I made quite a few changes to the T-shirt pattern, adding about an inch of ease to the side and arm seams, taking out the CB seam, lengthening the body, slightly modifying the armscye, and taking out the darts. I cut large seam allowances and basted it all together, and then adjusted the fit. The important bit I learned in the class is to bother to transfer the changes on the pattern pieces so that as part of the work, a re-usable pattern is constructed. In addition more small changes can be added in the future so that the pattern can evolve bit by bit.
For the neckline, I made a rough estimate based on the Burda front and back pieces.
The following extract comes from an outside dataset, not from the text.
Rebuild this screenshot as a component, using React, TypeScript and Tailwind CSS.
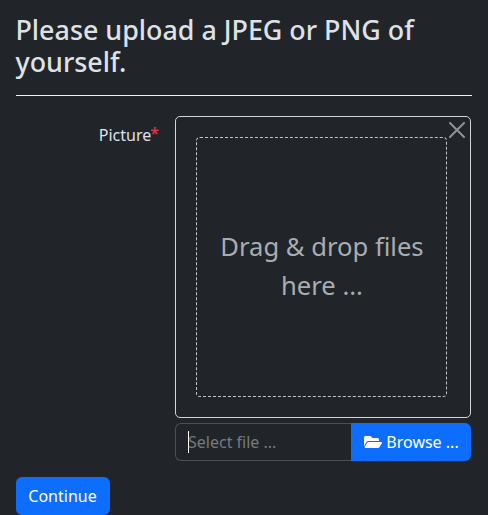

Then I measured the neckline ofthe resulting pattern pieces and chose a hood size such that the neckline size was correct. I added a cord round the hood front - I am not sure if this is in the Burda pattern or not. For the holes where the cord came out I sewed a bit of interfacing in a rectangle over where the hole was to go right sides together. Then I cut the hole and turned the interfacing to the other side and ironed it down. Wonder if it will fall apart during laundering.
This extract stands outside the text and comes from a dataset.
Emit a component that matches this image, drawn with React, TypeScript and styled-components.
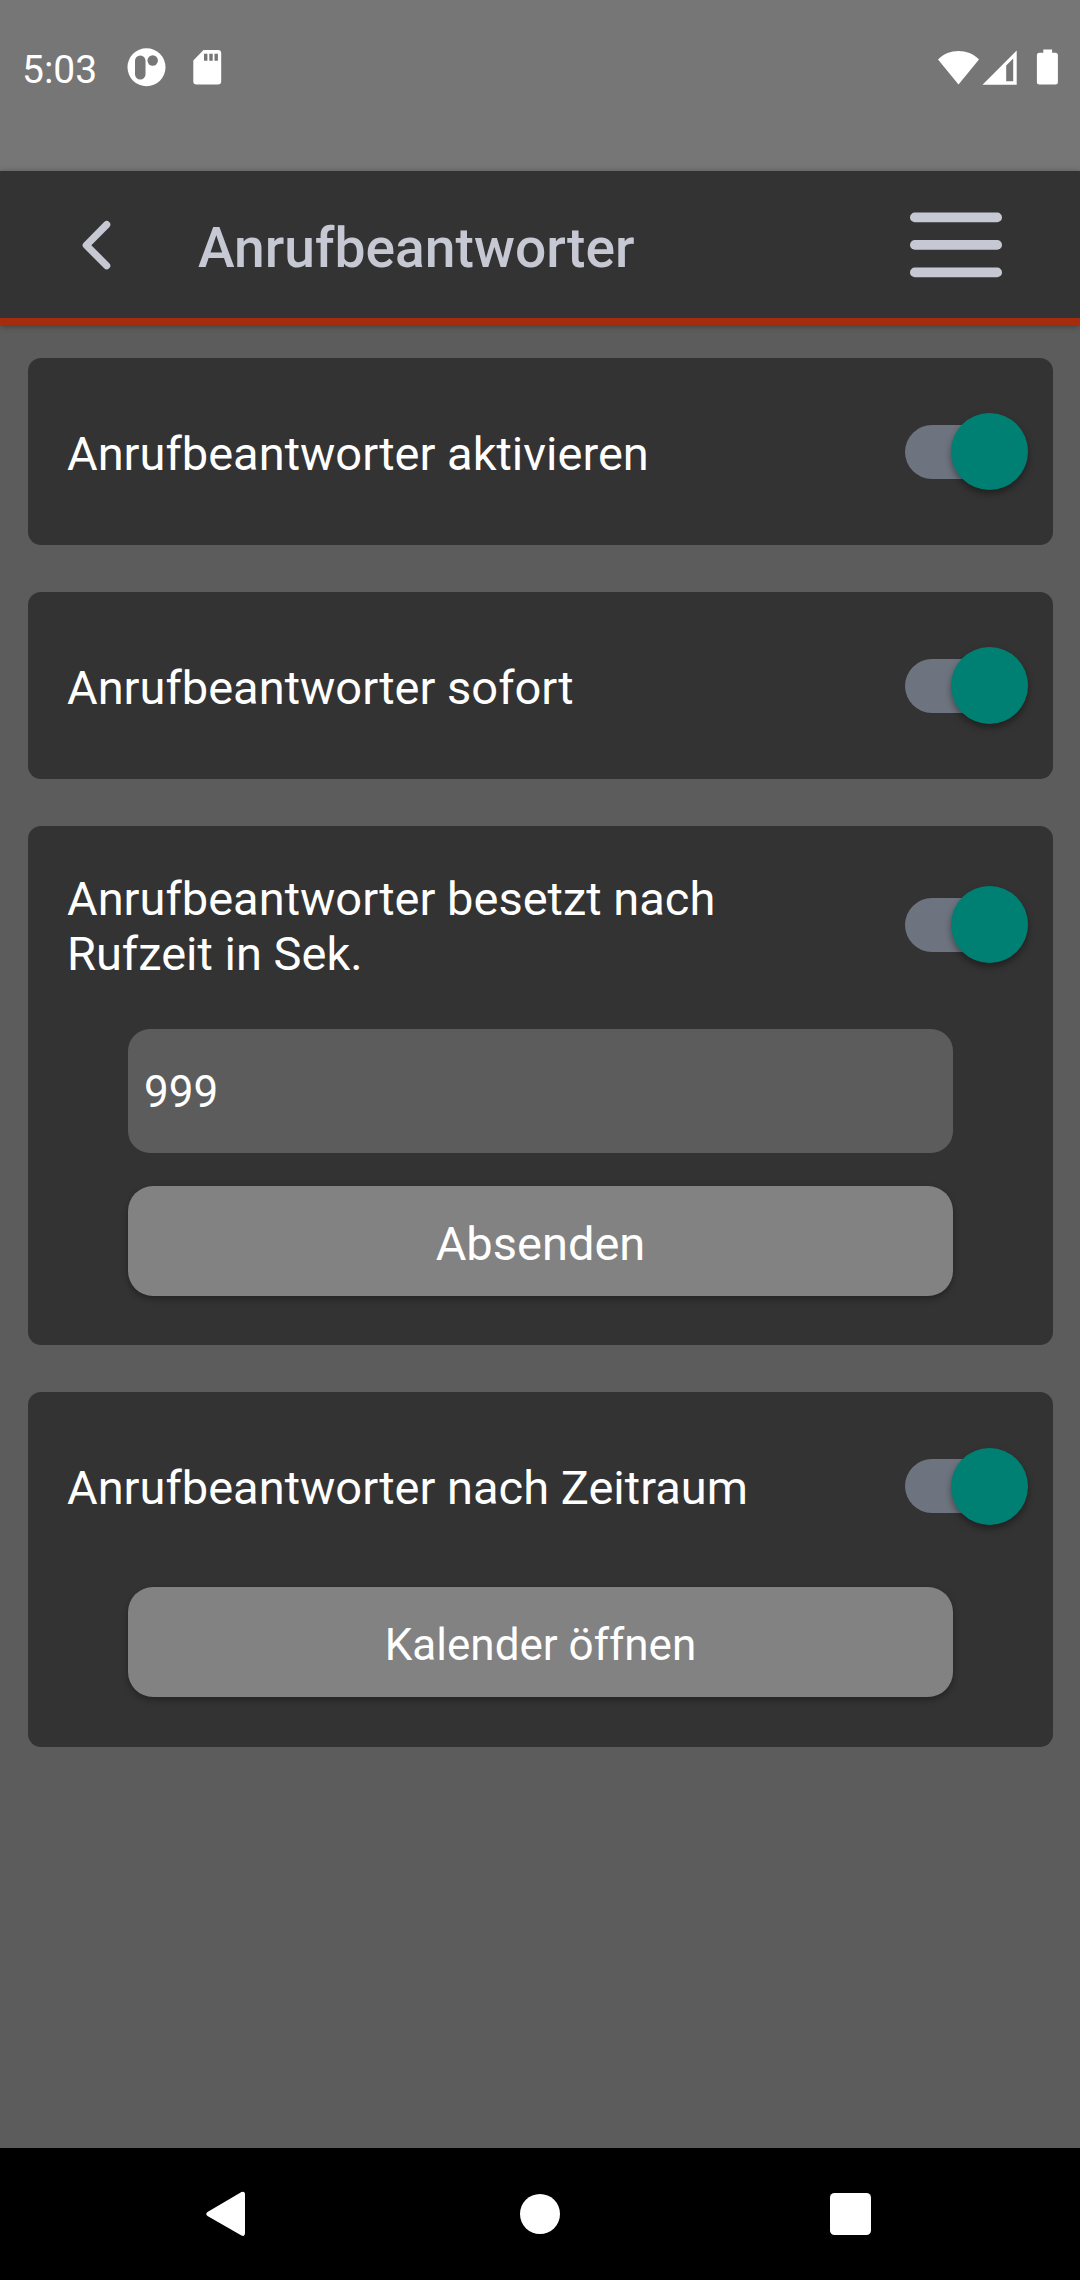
import React from "react";
import styled, { createGlobalStyle } from "styled-components";

const GlobalStyle = createGlobalStyle`
  *, *::before, *::after { box-sizing: border-box; }
  body { margin: 0; background: #5c5c5c; font-family: Roboto, "Liberation Sans", sans-serif; }
  button, input { font-family: inherit; border: 0; padding: 0; color: inherit; }
`;

const Screen = styled.div`
  display: flex;
  flex-direction: column;
  width: 1080px;
  height: 2280px;
  background: #5c5c5c;
  color: #fff;
`;

const StatusBar = styled.div`
  display: flex;
  align-items: flex-start;
  justify-content: space-between;
  height: 171px;
  padding: 45px 22px 0 22px;
  background: #767676;
`;

const StatusGroup = styled.div`
  display: flex;
  align-items: center;
  height: 46px;
`;

const Clock = styled.span`
  width: 104px;
  padding-top: 4px;
  font-size: 39px;
  line-height: 46px;
`;

const Header = styled.header`
  display: flex;
  align-items: center;
  height: 154px;
  padding: 0 78px 0 81px;
  background: #333;
  border-bottom: 7px solid #a52c0c;
  box-shadow: 0 1px 6px rgba(0, 0, 0, 0.35);
`;

const IconButton = styled.button`
  display: flex;
  background: none;
`;

const Title = styled.h1`
  flex: 1;
  margin: 0;
  padding: 7px 0 0 87px;
  color: #c6c9d3;
  font-size: 55.2px;
  font-weight: 500;
  line-height: 64px;
`;

const Content = styled.main`
  display: flex;
  flex: 1;
  flex-direction: column;
  gap: 47px;
  padding: 33px 27px 0 28px;
`;

const Card = styled.section<{ $height: number }>`
  display: flex;
  flex-direction: column;
  height: ${(p) => p.$height}px;
  border-radius: 13px;
  background: #333;
`;

const Row = styled.div<{ $height: number; $after?: number }>`
  display: flex;
  align-items: center;
  justify-content: space-between;
  height: ${(p) => p.$height}px;
  margin-bottom: ${(p) => p.$after ?? 0}px;
  padding: 0 25.5px 0 39px;
`;

const Label = styled.span`
  width: 700px;
  padding-top: 3px;
  font-size: 47px;
  line-height: 55px;
`;

const Track = styled.button`
  display: flex;
  align-items: center;
  justify-content: flex-end;
  width: 123px;
  height: 54px;
  background: linear-gradient(#6d747f, #6d747f) left / 100px 54px no-repeat;
  border-radius: 27px 0 0 27px;
`;

const Thumb = styled.span`
  flex: none;
  width: 77px;
  height: 77px;
  border-radius: 50%;
  background: #008073;
  box-shadow: 0 4px 7px rgba(0, 0, 0, 0.38);
`;

const Controls = styled.div`
  display: flex;
  flex-direction: column;
  gap: 33px;
  padding: 0 100px;
`;

const Field = styled.input`
  width: 100%;
  height: 124px;
  padding: 2px 16px 0;
  border-radius: 22px;
  background: #5c5c5c;
  font-size: 44px;
  outline: none;
`;

const Button = styled.button<{ $size: number; $top: number }>`
  height: 110px;
  padding-top: ${(p) => p.$top}px;
  border-radius: 25px;
  background: #828282;
  box-shadow: 0 3px 6px rgba(0, 0, 0, 0.32);
  font-size: ${(p) => p.$size}px;
`;

const NavBar = styled.nav`
  display: grid;
  grid-template-columns: 310px 1fr 317px;
  align-items: center;
  justify-items: center;
  height: 132px;
  padding: 0 71px;
  background: #000;

  & > :nth-child(2) {
    margin-left: 7px;
  }
`;

function Switch() {
  return (
    <Track role="switch" aria-checked="true">
      <Thumb />
    </Track>
  );
}

export default function App() {
  return (
    <Screen>
      <GlobalStyle />
      <StatusBar>
        <StatusGroup>
          <Clock>5:03</Clock>
          <svg width="100" height="46" viewBox="126 45 100 46" fill="#fff">
            <circle cx="146.5" cy="67.3" r="19" />
            <rect x="135" y="55.5" width="10.5" height="24" rx="5.2" fill="#767676" />
            <circle cx="152.7" cy="60.5" r="5.2" fill="#767676" />
            <path d="M203.500 50H218a3.200 3.200 0 0 1 3.200 3.200V81.200a3.200 3.200 0 0 1-3.200 3.200H196.500a3.200 3.200 0 0 1-3.200-3.200V60.500z" />
            <path d="M204 53.800h3.400v7H204zM209.300 53.800h3.400v7h-3.400zM214.500 53.800h3.400v7h-3.400z" fill="#767676" />
          </svg>
        </StatusGroup>
        <StatusGroup>
          <svg width="122" height="46" viewBox="936 45 122 46" fill="#fff">
            <path d="M958.500 84.500L938 59.500C949 48.200 968 48.200 979 59.500z" />
            <path fillRule="evenodd" d="M982.500 84.700L1016.700 50.500V84.700zM1006.200 65.500V81.300H1013.200V58.500z" />
            <path d="M1043.300 49.400h8.800v3.300h3.300a2.500 2.500 0 0 1 2.500 2.500V82a2.500 2.500 0 0 1-2.500 2.500h-16a2.500 2.500 0 0 1-2.500-2.500V55.200a2.500 2.500 0 0 1 2.500-2.500h3.900z" />
          </svg>
        </StatusGroup>
      </StatusBar>
      <Header>
        <IconButton aria-label="Zurück">
          <svg width="30" height="50" viewBox="0 0 30 50" fill="none" stroke="#c6c9d3" strokeWidth="7.200" strokeLinecap="round" strokeLinejoin="round">
            <path d="M25.700 4.600L5.300 25.200L25.700 45.800" />
          </svg>
        </IconButton>
        <Title>Anrufbeantworter</Title>
        <IconButton aria-label="Menü">
          <svg width="92" height="66" viewBox="0 0 92 66" fill="#c6c9d3">
            <rect x="0" y="0.500" width="92" height="9.800" rx="4.900" />
            <rect x="0" y="28" width="92" height="9.800" rx="4.900" />
            <rect x="0" y="55.500" width="92" height="9.800" rx="4.900" />
          </svg>
        </IconButton>
      </Header>
      <Content>
        <Card $height={187}>
          <Row $height={187}>
            <Label>Anrufbeantworter aktivieren</Label>
            <Switch />
          </Row>
        </Card>
        <Card $height={187}>
          <Row $height={187}>
            <Label>Anrufbeantworter sofort</Label>
            <Switch />
          </Row>
        </Card>
        <Card $height={519}>
          <Row $height={197} $after={6}>
            <Label>Anrufbeantworter besetzt nach Rufzeit in Sek.</Label>
            <Switch />
          </Row>
          <Controls>
            <Field type="text" defaultValue="999" />
            <Button $size={47} $top={4}>Absenden</Button>
          </Controls>
        </Card>
        <Card $height={355}>
          <Row $height={188} $after={7}>
            <Label>Anrufbeantworter nach Zeitraum</Label>
            <Switch />
          </Row>
          <Controls>
            <Button $size={44} $top={6}>Kalender öffnen</Button>
          </Controls>
        </Card>
      </Content>
      <NavBar>
        <svg width="40" height="46" viewBox="0 0 40 46" fill="#fff">
          <path d="M1.500 21L35.500 1Q39 0 39 3.500V41.500Q39 46 35.500 44.500L1.500 25Q-1 23 1.500 21z" />
        </svg>
        <svg width="40" height="40" viewBox="0 0 40 40" fill="#fff">
          <circle cx="20" cy="20" r="20" />
        </svg>
        <svg width="41" height="42" viewBox="0 0 41 42" fill="#fff">
          <rect width="41" height="42" rx="4.500" />
        </svg>
      </NavBar>
    </Screen>
  );
}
I intend to sew this again, but will wear this one for a bit first to see how much ease to go for. In fact I already have some fabric which is more fashion fabric than sports fabric so will be interesting to see if it works out. I think that using the tshirt pattern as the base enabled the final result to be much closer to what I had envisaged than had I started with the Burda pattern pieces. As well as being a fun hooded top, it is also an excellet perfomer - took it up the mountains this weekend. It is very good at wicking away moisture, and I appreciated the extra warmth of the hood.